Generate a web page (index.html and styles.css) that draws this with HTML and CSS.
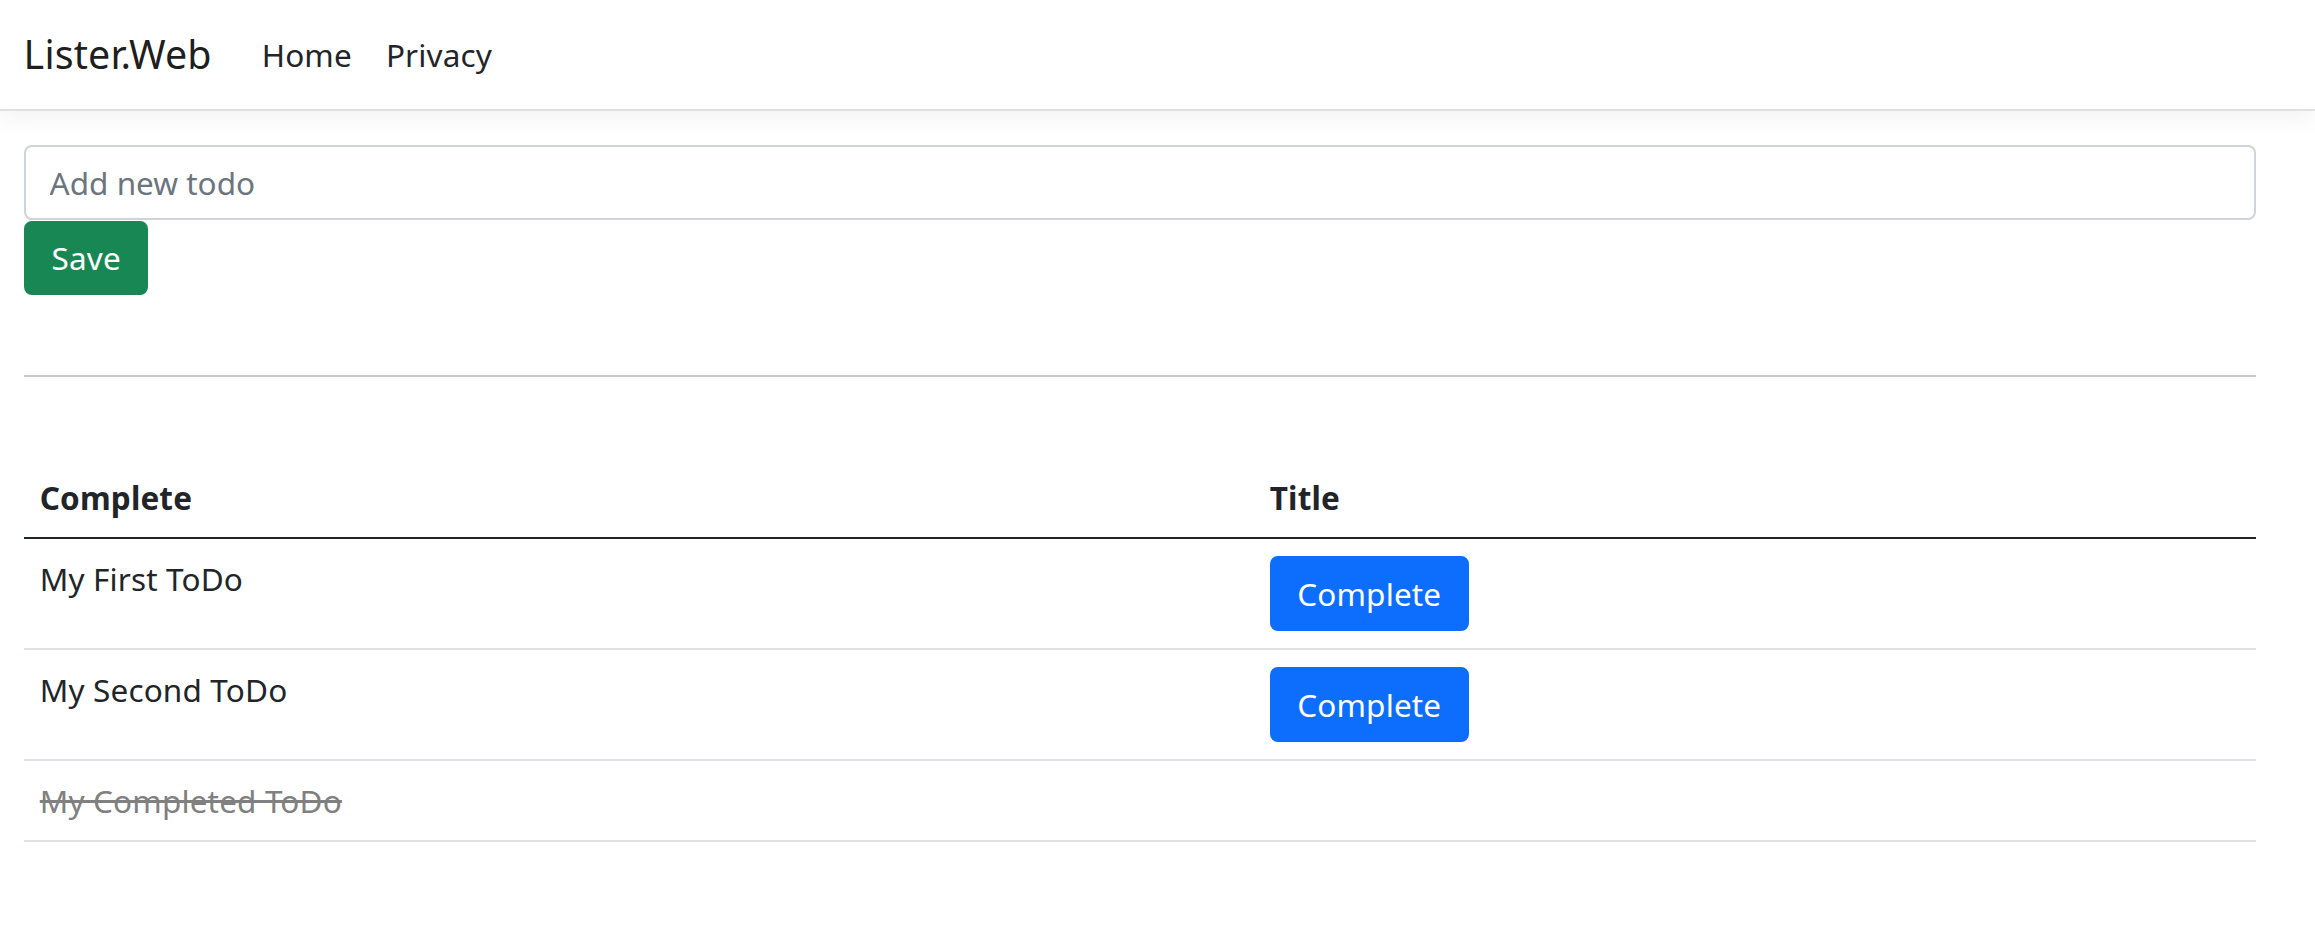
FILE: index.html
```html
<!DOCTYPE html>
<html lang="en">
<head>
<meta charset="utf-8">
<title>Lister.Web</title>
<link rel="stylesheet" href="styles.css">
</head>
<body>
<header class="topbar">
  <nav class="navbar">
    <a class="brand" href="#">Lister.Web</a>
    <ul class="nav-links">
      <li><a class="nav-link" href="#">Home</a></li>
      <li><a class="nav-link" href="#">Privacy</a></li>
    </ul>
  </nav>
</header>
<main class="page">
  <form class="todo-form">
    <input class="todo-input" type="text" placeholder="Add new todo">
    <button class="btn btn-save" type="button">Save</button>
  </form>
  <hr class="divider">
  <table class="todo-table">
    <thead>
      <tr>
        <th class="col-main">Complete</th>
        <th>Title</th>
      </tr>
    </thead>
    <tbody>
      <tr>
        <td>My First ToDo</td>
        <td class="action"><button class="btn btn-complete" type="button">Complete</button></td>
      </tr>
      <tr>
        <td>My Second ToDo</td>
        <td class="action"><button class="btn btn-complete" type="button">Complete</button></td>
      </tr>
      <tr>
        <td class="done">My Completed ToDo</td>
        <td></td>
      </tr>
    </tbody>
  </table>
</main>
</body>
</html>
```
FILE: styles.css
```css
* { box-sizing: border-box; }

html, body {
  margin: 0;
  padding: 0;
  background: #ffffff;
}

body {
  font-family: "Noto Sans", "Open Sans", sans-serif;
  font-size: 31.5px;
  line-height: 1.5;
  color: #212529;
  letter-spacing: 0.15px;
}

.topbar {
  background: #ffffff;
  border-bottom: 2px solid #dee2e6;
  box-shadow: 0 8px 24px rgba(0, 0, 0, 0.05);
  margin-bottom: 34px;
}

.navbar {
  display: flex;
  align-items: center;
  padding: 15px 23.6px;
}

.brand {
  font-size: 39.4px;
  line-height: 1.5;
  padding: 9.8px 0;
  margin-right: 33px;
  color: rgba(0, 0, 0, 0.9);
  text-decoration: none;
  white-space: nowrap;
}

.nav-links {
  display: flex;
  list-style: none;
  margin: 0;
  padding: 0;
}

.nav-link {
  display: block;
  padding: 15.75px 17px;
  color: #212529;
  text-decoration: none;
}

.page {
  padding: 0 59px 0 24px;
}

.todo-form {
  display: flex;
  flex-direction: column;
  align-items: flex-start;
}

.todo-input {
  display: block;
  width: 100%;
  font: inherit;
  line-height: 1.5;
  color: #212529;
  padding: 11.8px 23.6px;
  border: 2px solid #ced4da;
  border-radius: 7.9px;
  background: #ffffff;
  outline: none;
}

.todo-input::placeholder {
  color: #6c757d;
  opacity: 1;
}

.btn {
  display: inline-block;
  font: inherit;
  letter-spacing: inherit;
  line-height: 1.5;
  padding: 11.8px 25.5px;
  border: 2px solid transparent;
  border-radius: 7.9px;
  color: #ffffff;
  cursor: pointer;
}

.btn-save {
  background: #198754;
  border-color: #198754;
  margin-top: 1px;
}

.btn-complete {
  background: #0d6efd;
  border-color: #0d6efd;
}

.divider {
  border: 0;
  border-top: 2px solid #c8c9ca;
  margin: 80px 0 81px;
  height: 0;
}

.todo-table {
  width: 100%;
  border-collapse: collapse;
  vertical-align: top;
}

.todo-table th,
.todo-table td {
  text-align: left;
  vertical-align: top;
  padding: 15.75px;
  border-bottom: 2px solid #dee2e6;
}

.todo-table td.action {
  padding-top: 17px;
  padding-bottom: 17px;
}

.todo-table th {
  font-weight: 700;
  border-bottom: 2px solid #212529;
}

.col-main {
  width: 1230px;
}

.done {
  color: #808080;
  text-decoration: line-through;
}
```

→ **WRITTEN REQUEST**
Without including any pictures, reproduce the listing exactly.

→ **SOLUTION**
Generate a web page (index.html and styles.css) that draws this with HTML and CSS.
FILE: index.html
```html
<!DOCTYPE html>
<html lang="en">
<head>
<meta charset="utf-8">
<title>Lister.Web</title>
<link rel="stylesheet" href="styles.css">
</head>
<body>
<header class="topbar">
  <nav class="navbar">
    <a class="brand" href="#">Lister.Web</a>
    <ul class="nav-links">
      <li><a class="nav-link" href="#">Home</a></li>
      <li><a class="nav-link" href="#">Privacy</a></li>
    </ul>
  </nav>
</header>
<main class="page">
  <form class="todo-form">
    <input class="todo-input" type="text" placeholder="Add new todo">
    <button class="btn btn-save" type="button">Save</button>
  </form>
  <hr class="divider">
  <table class="todo-table">
    <thead>
      <tr>
        <th class="col-main">Complete</th>
        <th>Title</th>
      </tr>
    </thead>
    <tbody>
      <tr>
        <td>My First ToDo</td>
        <td class="action"><button class="btn btn-complete" type="button">Complete</button></td>
      </tr>
      <tr>
        <td>My Second ToDo</td>
        <td class="action"><button class="btn btn-complete" type="button">Complete</button></td>
      </tr>
      <tr>
        <td class="done">My Completed ToDo</td>
        <td></td>
      </tr>
    </tbody>
  </table>
</main>
</body>
</html>
```
FILE: styles.css
```css
* { box-sizing: border-box; }

html, body {
  margin: 0;
  padding: 0;
  background: #ffffff;
}

body {
  font-family: "Noto Sans", "Open Sans", sans-serif;
  font-size: 31.5px;
  line-height: 1.5;
  color: #212529;
  letter-spacing: 0.15px;
}

.topbar {
  background: #ffffff;
  border-bottom: 2px solid #dee2e6;
  box-shadow: 0 8px 24px rgba(0, 0, 0, 0.05);
  margin-bottom: 34px;
}

.navbar {
  display: flex;
  align-items: center;
  padding: 15px 23.6px;
}

.brand {
  font-size: 39.4px;
  line-height: 1.5;
  padding: 9.8px 0;
  margin-right: 33px;
  color: rgba(0, 0, 0, 0.9);
  text-decoration: none;
  white-space: nowrap;
}

.nav-links {
  display: flex;
  list-style: none;
  margin: 0;
  padding: 0;
}

.nav-link {
  display: block;
  padding: 15.75px 17px;
  color: #212529;
  text-decoration: none;
}

.page {
  padding: 0 59px 0 24px;
}

.todo-form {
  display: flex;
  flex-direction: column;
  align-items: flex-start;
}

.todo-input {
  display: block;
  width: 100%;
  font: inherit;
  line-height: 1.5;
  color: #212529;
  padding: 11.8px 23.6px;
  border: 2px solid #ced4da;
  border-radius: 7.9px;
  background: #ffffff;
  outline: none;
}

.todo-input::placeholder {
  color: #6c757d;
  opacity: 1;
}

.btn {
  display: inline-block;
  font: inherit;
  letter-spacing: inherit;
  line-height: 1.5;
  padding: 11.8px 25.5px;
  border: 2px solid transparent;
  border-radius: 7.9px;
  color: #ffffff;
  cursor: pointer;
}

.btn-save {
  background: #198754;
  border-color: #198754;
  margin-top: 1px;
}

.btn-complete {
  background: #0d6efd;
  border-color: #0d6efd;
}

.divider {
  border: 0;
  border-top: 2px solid #c8c9ca;
  margin: 80px 0 81px;
  height: 0;
}

.todo-table {
  width: 100%;
  border-collapse: collapse;
  vertical-align: top;
}

.todo-table th,
.todo-table td {
  text-align: left;
  vertical-align: top;
  padding: 15.75px;
  border-bottom: 2px solid #dee2e6;
}

.todo-table td.action {
  padding-top: 17px;
  padding-bottom: 17px;
}

.todo-table th {
  font-weight: 700;
  border-bottom: 2px solid #212529;
}

.col-main {
  width: 1230px;
}

.done {
  color: #808080;
  text-decoration: line-through;
}
```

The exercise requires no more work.